==== Raw data
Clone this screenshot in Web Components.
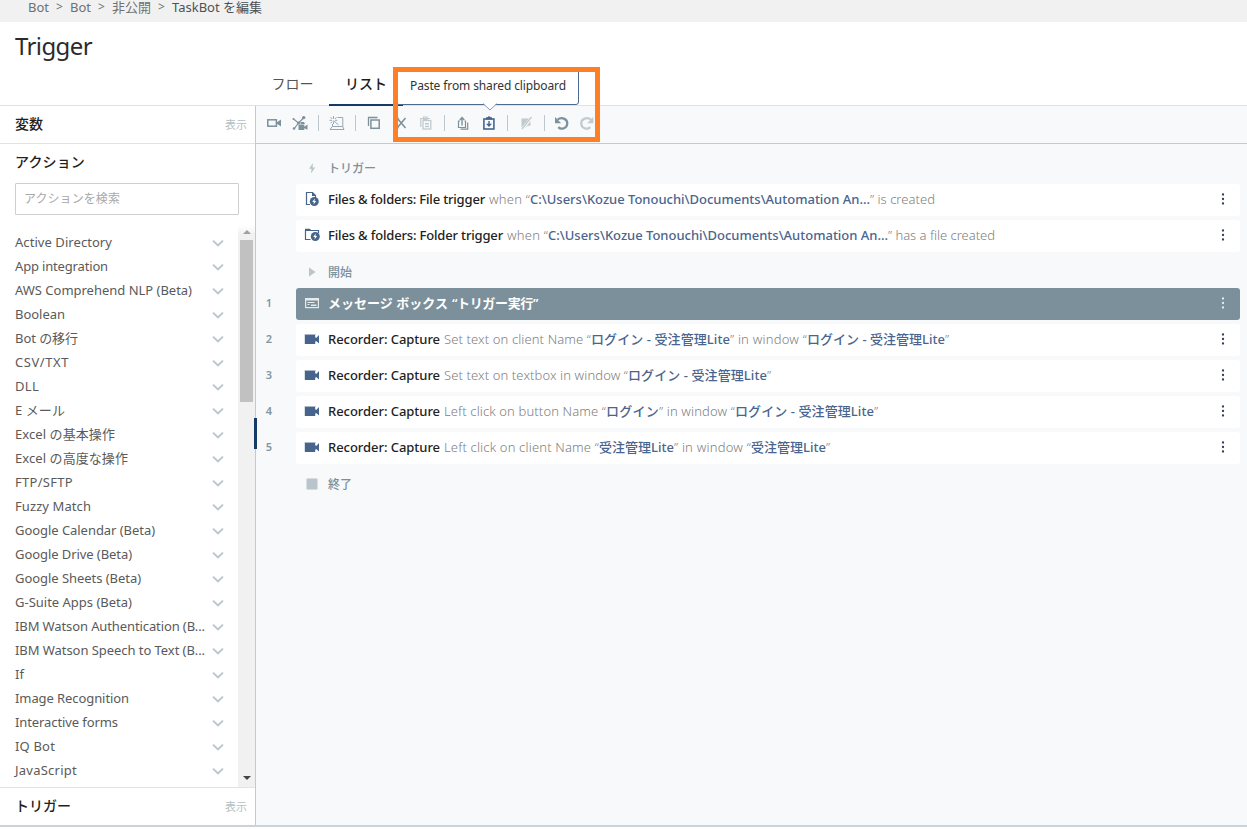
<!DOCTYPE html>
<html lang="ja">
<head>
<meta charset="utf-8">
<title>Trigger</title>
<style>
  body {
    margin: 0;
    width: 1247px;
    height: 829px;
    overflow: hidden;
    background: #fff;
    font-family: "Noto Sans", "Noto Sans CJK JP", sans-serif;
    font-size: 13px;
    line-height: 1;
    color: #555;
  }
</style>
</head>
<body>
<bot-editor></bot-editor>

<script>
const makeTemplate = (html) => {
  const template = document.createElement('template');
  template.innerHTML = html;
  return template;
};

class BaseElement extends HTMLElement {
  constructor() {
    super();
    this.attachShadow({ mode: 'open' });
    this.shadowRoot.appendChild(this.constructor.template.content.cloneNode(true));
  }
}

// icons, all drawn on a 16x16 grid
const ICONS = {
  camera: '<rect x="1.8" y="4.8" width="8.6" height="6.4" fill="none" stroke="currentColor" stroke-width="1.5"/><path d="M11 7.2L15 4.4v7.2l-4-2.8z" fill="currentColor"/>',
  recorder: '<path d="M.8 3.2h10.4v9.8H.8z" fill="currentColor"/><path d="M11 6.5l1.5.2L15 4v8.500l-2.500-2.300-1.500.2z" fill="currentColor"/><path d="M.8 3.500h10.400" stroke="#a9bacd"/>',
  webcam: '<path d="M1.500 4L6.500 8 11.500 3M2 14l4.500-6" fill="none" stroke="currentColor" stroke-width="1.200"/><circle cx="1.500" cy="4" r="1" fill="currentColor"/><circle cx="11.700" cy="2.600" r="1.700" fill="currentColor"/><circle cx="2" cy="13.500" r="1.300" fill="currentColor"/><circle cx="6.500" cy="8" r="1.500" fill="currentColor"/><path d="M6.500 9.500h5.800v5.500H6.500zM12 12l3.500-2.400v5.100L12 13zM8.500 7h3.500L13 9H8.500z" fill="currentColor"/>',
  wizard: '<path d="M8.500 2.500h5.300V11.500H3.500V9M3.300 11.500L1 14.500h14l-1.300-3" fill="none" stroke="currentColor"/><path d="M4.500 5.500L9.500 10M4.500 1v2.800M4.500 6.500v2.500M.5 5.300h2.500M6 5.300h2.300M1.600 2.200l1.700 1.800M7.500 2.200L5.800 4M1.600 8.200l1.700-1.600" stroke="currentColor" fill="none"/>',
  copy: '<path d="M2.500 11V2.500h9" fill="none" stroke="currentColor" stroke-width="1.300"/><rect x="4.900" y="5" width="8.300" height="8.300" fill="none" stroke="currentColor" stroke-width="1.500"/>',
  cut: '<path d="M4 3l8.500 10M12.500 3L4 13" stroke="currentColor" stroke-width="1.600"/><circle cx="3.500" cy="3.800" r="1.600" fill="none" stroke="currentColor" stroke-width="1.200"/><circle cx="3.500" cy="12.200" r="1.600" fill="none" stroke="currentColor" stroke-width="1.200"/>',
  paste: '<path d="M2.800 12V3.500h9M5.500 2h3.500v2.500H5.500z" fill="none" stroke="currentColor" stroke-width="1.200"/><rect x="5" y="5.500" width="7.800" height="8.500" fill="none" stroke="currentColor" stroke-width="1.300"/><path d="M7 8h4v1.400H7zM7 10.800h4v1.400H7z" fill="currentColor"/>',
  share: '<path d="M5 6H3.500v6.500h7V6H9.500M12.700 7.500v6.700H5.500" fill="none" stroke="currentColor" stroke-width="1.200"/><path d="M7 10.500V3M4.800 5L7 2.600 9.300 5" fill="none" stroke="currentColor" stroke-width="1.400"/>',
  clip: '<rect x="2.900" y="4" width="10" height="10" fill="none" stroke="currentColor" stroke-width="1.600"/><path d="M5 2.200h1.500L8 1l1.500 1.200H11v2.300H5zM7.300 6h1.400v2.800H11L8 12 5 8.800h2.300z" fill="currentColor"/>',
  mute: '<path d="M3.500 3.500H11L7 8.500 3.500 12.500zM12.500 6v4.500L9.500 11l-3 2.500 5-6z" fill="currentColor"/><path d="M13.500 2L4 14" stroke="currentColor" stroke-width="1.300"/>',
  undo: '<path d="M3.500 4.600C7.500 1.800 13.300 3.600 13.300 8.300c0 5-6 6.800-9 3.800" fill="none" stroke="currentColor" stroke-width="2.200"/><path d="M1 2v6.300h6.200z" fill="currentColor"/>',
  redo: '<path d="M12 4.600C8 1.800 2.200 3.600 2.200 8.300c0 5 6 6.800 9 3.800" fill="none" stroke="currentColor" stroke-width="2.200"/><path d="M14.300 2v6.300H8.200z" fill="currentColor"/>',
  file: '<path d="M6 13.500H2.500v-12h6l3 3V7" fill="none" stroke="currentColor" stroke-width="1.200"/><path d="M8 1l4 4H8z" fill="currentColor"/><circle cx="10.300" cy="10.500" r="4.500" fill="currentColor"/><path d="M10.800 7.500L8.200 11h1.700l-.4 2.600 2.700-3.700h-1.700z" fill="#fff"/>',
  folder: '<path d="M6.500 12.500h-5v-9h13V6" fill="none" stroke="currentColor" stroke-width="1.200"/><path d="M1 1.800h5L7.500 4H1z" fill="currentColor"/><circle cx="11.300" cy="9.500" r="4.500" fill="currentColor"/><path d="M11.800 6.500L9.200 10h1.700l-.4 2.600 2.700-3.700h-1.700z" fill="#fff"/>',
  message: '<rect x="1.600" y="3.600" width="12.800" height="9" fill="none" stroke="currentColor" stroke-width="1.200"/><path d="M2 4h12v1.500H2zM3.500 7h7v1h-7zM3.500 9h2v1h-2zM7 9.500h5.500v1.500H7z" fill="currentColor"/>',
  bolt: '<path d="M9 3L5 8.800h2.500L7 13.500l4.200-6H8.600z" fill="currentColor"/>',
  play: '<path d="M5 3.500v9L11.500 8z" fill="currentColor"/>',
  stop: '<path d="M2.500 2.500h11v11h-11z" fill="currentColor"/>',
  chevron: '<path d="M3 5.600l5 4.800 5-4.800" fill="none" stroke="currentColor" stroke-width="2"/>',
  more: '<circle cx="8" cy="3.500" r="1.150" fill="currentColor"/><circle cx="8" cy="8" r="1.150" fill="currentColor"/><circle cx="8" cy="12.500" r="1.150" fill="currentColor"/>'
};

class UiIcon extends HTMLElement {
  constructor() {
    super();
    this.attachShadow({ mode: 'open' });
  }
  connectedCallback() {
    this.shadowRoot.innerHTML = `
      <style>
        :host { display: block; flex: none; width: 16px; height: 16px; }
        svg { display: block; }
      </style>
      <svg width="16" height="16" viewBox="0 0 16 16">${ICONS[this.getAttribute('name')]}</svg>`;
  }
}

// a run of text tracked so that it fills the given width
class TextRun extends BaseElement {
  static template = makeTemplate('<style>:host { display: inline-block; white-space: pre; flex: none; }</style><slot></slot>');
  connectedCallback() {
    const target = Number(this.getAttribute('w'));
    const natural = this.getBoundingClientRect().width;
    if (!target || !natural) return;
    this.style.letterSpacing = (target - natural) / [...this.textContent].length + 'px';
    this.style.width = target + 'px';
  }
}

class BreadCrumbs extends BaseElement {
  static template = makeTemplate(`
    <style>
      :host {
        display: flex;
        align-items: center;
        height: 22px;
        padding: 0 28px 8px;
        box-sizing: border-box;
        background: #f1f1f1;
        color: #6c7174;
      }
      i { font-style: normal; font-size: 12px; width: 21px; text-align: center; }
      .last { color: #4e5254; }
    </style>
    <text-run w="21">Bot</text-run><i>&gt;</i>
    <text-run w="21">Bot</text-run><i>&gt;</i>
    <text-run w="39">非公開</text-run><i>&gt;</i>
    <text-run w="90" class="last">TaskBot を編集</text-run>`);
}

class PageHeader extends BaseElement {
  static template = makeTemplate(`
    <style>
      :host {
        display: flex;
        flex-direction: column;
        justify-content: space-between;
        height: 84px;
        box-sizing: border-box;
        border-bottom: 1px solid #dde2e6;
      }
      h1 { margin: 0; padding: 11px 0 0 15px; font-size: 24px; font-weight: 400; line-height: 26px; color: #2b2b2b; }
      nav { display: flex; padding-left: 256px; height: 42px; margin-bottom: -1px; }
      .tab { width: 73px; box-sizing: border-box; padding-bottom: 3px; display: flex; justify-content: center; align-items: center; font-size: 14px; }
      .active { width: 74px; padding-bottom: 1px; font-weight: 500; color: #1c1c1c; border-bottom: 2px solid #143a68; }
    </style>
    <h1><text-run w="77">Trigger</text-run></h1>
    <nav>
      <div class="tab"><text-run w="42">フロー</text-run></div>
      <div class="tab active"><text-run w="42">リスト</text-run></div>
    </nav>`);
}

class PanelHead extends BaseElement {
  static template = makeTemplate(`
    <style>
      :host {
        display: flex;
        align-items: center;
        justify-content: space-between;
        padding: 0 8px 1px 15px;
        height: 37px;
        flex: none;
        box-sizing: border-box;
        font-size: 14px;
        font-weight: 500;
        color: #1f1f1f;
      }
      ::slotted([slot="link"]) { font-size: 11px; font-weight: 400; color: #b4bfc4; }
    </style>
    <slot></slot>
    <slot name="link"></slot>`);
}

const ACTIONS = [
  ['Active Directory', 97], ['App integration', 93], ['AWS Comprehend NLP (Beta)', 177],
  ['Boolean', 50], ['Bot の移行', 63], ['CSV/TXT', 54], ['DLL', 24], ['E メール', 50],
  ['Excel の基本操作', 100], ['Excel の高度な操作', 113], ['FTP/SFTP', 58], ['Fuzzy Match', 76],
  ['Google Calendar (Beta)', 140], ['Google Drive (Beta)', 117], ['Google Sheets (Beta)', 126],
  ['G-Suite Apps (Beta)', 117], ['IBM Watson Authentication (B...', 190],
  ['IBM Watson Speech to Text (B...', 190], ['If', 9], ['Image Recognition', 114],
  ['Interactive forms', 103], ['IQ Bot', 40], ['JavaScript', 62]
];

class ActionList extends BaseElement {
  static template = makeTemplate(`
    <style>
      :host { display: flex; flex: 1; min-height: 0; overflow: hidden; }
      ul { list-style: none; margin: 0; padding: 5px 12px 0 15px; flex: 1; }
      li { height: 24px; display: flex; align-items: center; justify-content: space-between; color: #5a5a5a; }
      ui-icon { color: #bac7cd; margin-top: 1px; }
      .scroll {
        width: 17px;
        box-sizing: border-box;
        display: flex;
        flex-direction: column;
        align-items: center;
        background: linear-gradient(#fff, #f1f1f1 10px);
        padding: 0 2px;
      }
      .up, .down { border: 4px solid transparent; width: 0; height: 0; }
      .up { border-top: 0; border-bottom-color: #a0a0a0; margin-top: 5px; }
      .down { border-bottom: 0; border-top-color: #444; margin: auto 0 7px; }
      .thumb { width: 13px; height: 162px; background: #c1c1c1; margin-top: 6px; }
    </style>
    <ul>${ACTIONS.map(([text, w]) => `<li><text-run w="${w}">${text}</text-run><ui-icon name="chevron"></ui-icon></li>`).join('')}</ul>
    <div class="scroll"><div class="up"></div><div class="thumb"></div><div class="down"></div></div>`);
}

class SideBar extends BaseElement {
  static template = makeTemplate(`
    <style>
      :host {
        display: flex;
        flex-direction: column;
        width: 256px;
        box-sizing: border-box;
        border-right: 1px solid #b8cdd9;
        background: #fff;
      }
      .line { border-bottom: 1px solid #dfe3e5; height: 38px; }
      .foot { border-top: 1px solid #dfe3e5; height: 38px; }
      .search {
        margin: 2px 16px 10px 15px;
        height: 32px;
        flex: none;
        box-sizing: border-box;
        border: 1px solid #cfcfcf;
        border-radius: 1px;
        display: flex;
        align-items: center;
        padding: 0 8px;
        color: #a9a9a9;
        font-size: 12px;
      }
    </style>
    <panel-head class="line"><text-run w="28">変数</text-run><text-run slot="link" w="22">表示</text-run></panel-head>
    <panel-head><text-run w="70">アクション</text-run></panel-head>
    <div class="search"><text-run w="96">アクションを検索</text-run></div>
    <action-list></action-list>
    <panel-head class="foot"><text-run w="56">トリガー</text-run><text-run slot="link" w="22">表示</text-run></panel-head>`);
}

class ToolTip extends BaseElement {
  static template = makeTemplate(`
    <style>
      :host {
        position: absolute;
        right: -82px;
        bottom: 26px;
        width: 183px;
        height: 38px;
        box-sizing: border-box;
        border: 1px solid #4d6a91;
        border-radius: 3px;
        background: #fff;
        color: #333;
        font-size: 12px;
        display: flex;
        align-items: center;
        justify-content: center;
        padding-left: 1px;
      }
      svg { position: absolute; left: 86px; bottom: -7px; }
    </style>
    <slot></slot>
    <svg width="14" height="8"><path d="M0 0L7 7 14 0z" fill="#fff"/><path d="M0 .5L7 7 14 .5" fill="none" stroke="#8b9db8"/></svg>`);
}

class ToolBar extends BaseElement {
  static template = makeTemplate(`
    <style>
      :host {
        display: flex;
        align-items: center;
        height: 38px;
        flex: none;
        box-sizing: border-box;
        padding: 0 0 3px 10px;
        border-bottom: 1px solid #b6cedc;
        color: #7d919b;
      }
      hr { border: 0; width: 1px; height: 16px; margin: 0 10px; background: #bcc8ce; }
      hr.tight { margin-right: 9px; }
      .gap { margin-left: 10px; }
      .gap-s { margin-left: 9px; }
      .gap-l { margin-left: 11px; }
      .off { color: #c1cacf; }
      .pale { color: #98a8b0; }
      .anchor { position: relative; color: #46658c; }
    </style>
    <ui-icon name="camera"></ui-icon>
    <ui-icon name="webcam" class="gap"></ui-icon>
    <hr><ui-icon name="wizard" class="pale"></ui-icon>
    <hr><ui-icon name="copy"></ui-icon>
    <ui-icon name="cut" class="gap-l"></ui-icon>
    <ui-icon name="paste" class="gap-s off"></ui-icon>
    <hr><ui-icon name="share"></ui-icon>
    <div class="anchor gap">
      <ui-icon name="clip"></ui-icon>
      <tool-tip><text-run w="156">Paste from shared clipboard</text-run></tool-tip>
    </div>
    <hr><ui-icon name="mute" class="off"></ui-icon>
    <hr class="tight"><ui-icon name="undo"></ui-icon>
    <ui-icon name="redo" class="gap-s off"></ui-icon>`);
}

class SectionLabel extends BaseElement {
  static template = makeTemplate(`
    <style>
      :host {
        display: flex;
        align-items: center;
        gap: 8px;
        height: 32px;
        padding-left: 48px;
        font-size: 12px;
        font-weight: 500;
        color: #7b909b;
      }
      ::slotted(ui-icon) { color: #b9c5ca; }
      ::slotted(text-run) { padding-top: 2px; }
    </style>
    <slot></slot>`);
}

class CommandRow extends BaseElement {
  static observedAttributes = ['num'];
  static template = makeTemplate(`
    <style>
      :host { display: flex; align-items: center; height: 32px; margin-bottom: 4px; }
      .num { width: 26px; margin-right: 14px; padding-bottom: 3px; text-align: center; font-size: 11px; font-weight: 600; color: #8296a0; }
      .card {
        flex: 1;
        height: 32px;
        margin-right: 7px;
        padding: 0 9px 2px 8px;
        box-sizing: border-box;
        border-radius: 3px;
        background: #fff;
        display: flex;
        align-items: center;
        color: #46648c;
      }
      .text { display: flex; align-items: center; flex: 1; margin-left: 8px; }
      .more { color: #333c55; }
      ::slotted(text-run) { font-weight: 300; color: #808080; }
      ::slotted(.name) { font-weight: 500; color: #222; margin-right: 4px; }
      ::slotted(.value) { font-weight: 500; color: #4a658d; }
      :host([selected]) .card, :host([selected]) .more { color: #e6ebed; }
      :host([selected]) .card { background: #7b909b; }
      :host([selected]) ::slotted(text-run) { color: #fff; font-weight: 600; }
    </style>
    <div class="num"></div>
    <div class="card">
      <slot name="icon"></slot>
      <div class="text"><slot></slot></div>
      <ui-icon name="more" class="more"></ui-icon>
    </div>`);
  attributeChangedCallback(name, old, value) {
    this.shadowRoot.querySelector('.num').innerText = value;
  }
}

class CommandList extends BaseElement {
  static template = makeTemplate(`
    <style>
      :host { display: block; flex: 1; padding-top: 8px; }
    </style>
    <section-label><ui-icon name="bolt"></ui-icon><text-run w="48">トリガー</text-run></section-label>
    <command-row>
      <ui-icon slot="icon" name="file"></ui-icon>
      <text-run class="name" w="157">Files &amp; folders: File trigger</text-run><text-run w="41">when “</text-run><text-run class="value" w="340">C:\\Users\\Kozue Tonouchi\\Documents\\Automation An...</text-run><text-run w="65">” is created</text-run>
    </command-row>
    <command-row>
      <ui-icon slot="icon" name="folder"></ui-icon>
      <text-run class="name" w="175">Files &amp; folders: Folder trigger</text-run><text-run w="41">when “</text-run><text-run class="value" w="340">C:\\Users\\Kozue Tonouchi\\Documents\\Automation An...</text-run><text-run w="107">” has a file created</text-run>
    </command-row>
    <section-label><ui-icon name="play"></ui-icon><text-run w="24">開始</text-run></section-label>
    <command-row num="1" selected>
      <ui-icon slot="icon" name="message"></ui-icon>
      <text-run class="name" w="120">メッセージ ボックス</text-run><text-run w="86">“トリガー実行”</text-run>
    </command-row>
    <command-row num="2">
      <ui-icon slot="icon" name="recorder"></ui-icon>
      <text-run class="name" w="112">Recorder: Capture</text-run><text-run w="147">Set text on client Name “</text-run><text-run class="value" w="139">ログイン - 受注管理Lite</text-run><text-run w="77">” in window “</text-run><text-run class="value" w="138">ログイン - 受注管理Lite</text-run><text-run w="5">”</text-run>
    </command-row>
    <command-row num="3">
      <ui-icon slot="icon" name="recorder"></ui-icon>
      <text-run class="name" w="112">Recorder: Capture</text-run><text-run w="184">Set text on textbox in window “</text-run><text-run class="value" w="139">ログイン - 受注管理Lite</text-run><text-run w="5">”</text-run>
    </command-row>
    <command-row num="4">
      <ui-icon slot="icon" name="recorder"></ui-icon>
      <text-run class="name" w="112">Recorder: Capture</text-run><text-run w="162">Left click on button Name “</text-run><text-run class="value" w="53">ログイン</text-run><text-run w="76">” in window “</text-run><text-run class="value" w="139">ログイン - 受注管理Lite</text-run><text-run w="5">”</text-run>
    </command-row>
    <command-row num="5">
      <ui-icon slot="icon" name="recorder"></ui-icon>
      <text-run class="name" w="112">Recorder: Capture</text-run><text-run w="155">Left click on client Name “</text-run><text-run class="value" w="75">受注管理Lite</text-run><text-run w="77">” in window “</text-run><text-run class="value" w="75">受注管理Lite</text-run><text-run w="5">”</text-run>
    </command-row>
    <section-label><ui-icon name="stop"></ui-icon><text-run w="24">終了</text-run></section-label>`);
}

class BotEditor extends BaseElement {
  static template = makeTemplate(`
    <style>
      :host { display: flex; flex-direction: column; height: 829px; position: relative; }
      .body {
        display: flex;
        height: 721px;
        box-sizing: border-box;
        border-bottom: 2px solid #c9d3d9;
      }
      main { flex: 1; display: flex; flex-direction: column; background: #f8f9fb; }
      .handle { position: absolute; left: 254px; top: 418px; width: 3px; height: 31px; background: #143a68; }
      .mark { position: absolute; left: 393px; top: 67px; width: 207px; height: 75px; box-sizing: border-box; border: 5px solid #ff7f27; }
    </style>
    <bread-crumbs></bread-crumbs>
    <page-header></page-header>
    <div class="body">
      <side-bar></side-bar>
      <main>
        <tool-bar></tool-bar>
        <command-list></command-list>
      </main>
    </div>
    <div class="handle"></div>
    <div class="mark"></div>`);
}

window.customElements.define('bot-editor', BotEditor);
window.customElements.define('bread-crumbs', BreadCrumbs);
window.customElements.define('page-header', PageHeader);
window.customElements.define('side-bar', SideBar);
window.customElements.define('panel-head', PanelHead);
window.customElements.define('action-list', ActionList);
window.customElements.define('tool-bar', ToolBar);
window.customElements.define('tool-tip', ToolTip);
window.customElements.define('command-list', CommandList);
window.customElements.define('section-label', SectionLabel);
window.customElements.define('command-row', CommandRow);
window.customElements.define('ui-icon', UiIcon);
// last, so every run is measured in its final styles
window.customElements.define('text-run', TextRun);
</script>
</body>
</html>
========
Report the number of lines that include the string "this"; return nothing but the count.

11